How std::optional library handles emplace operation?

Question

I was trying to create objects for optional variables in-place. When using emplace function in std optional library for a class, the destructor of the class is called. Does that function do copy operation or move operation for that classes.

I called emplace function in three different ways and two of them calls the destructor. What is the difference between them?

Basic class:

class myClass{
private:
   int m_num;
public:
   myClass(int num) : m_num(num){}
   ~myClass(){
      std::cout << "myClass destructed\n";
   }
};

Main:

int main(){
   std::optional<myClass> a;
   std::optional<myClass> b;
   std::optional<myClass> c;

   std::cout << "emplacing a: \n";
   a.emplace(myClass{0});
   std::cout << "emplacing b: \n";
   b.emplace<myClass>(0);
   std::cout << "emplacing c: \n";
   c.emplace(0);
   std::cout << "done\n";
   
   while (true) {};    
}

output:

emplacing a: 
myClass destructed
emplacing b:
myClass destructed
emplacing c:
done

Answer 1

If I add print statements to all the compiler generated methods I get the following output:

emplacing a: 
Constructor: 0
Move Constructor: 0
myClass destructed


emplacing b: 
Constructor: 0
Move Constructor: 0
myClass destructed


emplacing c: 
Constructor: 0

done
myClass destructed
myClass destructed
myClass destructed

Note: The following statement are based on having either implicit or explicit move constructors created. Which is what I expect the OP is expecting to have answered by the question. BUT one should note that the implicit move constructors for the OPs myClass have been disabled because the class has a user defined destructor and thus it would use the copy constructor rather than the move constructor.

So you can see in the first two. You are creating an object of myClass which is then being moved into the optional. Then the object that was created is destroyed.

While you third option c simply creates the object emplace into the optional.

I removed the infinte final loop. So you can see that after main() exits all three objects remaining are then destroyed.

So what is happening. Usually emplace is written something like this:

 template<typename... Args>
 void emplace(Args...&& args)
 {
      // In the first two cases the parameter is `myClass` so
      // simply forward the parameter which invokes the move
      // constructor.
      //
      // In the third case the parameter is an int.
      // So forward this to the constructor of myClass there
      // is a constructor that takes an int so use it.
      createThe_T_object_insidethisobject(std::forward<Args>(args)...);
 }

So in your case:

a.emplace(myClass{0});   // Args is myClass
                         // So here you have manually create the myClass
                         // object before even passing it.
                         // This is fine as the forward will then do a perfect forward of the parameter.

---

b.emplace<myClass>(0);   // Here you are telling the compiler
                         // You are invoking the function using
                         // Args => myClass
                         // So the compiler has to create an R-Value using the values you passed.
                         // Fine.

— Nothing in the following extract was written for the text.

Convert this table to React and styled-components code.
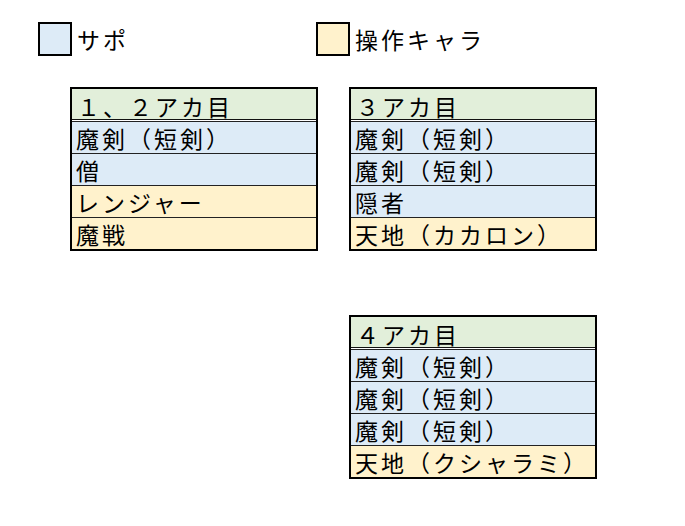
import React from "react";
import styled, { createGlobalStyle } from "styled-components";

const GlobalStyle = createGlobalStyle`
  body {
    margin: 0;
    background: #fff;
    font-family: "Noto Sans CJK JP", "Noto Sans", sans-serif;
    color: #000;
  }
`;

const BLUE = "#ddebf7";
const ORANGE = "#fff2cc";
const GREEN = "#e2efda";

const tables = [
  {
    title: "１、２アカ目",
    rows: [
      { text: "魔剣（短剣）", kind: "sup" },
      { text: "僧", kind: "sup" },
      { text: "レンジャー", kind: "op" },
      { text: "魔戦", kind: "op" },
    ],
  },
  {
    title: "３アカ目",
    rows: [
      { text: "魔剣（短剣）", kind: "sup" },
      { text: "魔剣（短剣）", kind: "sup" },
      { text: "隠者", kind: "sup" },
      { text: "天地（カカロン）", kind: "op" },
    ],
  },
  {
    title: "４アカ目",
    rows: [
      { text: "魔剣（短剣）", kind: "sup" },
      { text: "魔剣（短剣）", kind: "sup" },
      { text: "魔剣（短剣）", kind: "sup" },
      { text: "天地（クシャラミ）", kind: "op" },
    ],
    col: 2,
  },
];

const App = () => {
  return (
    <Page>
      <GlobalStyle />
      <Legend>
        <LegendItem>
          <Swatch $bg={BLUE} />
          <LegendLabel>サポ</LegendLabel>
        </LegendItem>
        <LegendItem>
          <Swatch $bg={ORANGE} />
          <LegendLabel>操作キャラ</LegendLabel>
        </LegendItem>
      </Legend>
      <Tables>
        {tables.map((t) => (
          <Table key={t.title} $col={t.col}>
            <Header>{t.title}</Header>
            {t.rows.map((r, i) => (
              <Row key={i} $bg={r.kind === "sup" ? BLUE : ORANGE}>
                {r.text}
              </Row>
            ))}
          </Table>
        ))}
      </Tables>
    </Page>
  );
};

export default App;

const Page = styled.div`
  padding: 22px 0 0 38px;
`;

const Legend = styled.div`
  display: grid;
  grid-template-columns: 278px auto;
`;

const LegendItem = styled.div`
  display: flex;
  align-items: center;
  gap: 5px;
`;

const Swatch = styled.div`
  width: 30px;
  height: 30px;
  border: 2px solid #000;
  background: ${(p) => p.$bg};
`;

const LegendLabel = styled.span`
  font-size: 23px;
  letter-spacing: 3px;
  line-height: 34px;
`;

const Tables = styled.div`
  display: grid;
  grid-template-columns: 248px 248px;
  column-gap: 31px;
  row-gap: 64px;
  margin: 31px 0 0 32px;
`;

const Table = styled.div`
  grid-column: ${(p) => p.$col || "auto"};
  border: 2px solid #000;
  background: #fff;
  font-size: 23px;
  letter-spacing: 3px;
`;

const Header = styled.div`
  box-sizing: border-box;
  height: 31px;
  padding: 4px 0 0 5px;
  line-height: 27px;
  background: ${GREEN};
  border-bottom: 1px solid #111;
  margin-bottom: 1px;
  white-space: nowrap;
`;

const Row = styled.div`
  box-sizing: border-box;
  height: 32px;
  padding: 2px 0 0 4px;
  line-height: 29px;
  background: ${(p) => p.$bg};
  border-top: 1px solid #222;
  white-space: nowrap;
`;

Your user defined constructor works.
                         // Then inside the function you use perfect forwarding.

---

 c.emplace(0);           // Here Args => int
                         // You forward the parameters to where
                         // the `myclass` object is created.
                         // there is a constructor that takes an
                         // integer so build in place.

---

PS. just in case it is not obvious. You should be using technique c (as in all C++ questions "usually").

Answer 2

A key thing to keep in mind is that emplace always constructs an object (barring exceptional cases like exceptions being thrown). That is, emplace is invoked, then an object is constructed, then emplace returns.

Terminology note: I will refer to types as "matching" to mean that they are "close enough" for the scenario at hand. This is to account for scenarios where, for example, either T or T& would fit.

a.emplace(myClass{0});

A function's arguments are evaluated before the function is invoked. In this case, the lone function argument, myClass{0}, says to construct a myClass object. This happens before emplace is invoked. Since a myClass object will also be constructed after emplace is invoked, there are two myClass objects constructed in this one line. Only one of these objects survives to the next line, hence the other is destroyed as the line ends.

b.emplace<myClass>(0);

A function's arguments are evaluated before the function is invoked. In this case, the lone function argument, 0, looks simple, but the template argument, myClass, says that the type of this argument must be myClass. So the compiler implicitly constructs a myClass object from the int to form the actual argument to emplace. This happens before emplace is invoked. We're back in the same case as before.

Note: The template arguments specify what emplace will construct an object from. They should match the parameters of the constructor you intend to use. When the template argument is myClass, emplace will use the constructor that matches, namely move or copy construction. This is usually not called "in-place" construction.

c.emplace(0);

In this case, the lone function argument really is simply an int. The template argument for emplace is deduced to match, allowing the value 0 to be passed to emplace without additional processing. There is only one myClass object constructed (which is done after invoking emplace), so there are no extra objects to destroy.

---

Forcing the construction of a MyClass object before calling emplace() is more work on your part and more work on the compiler's part. Don't bother.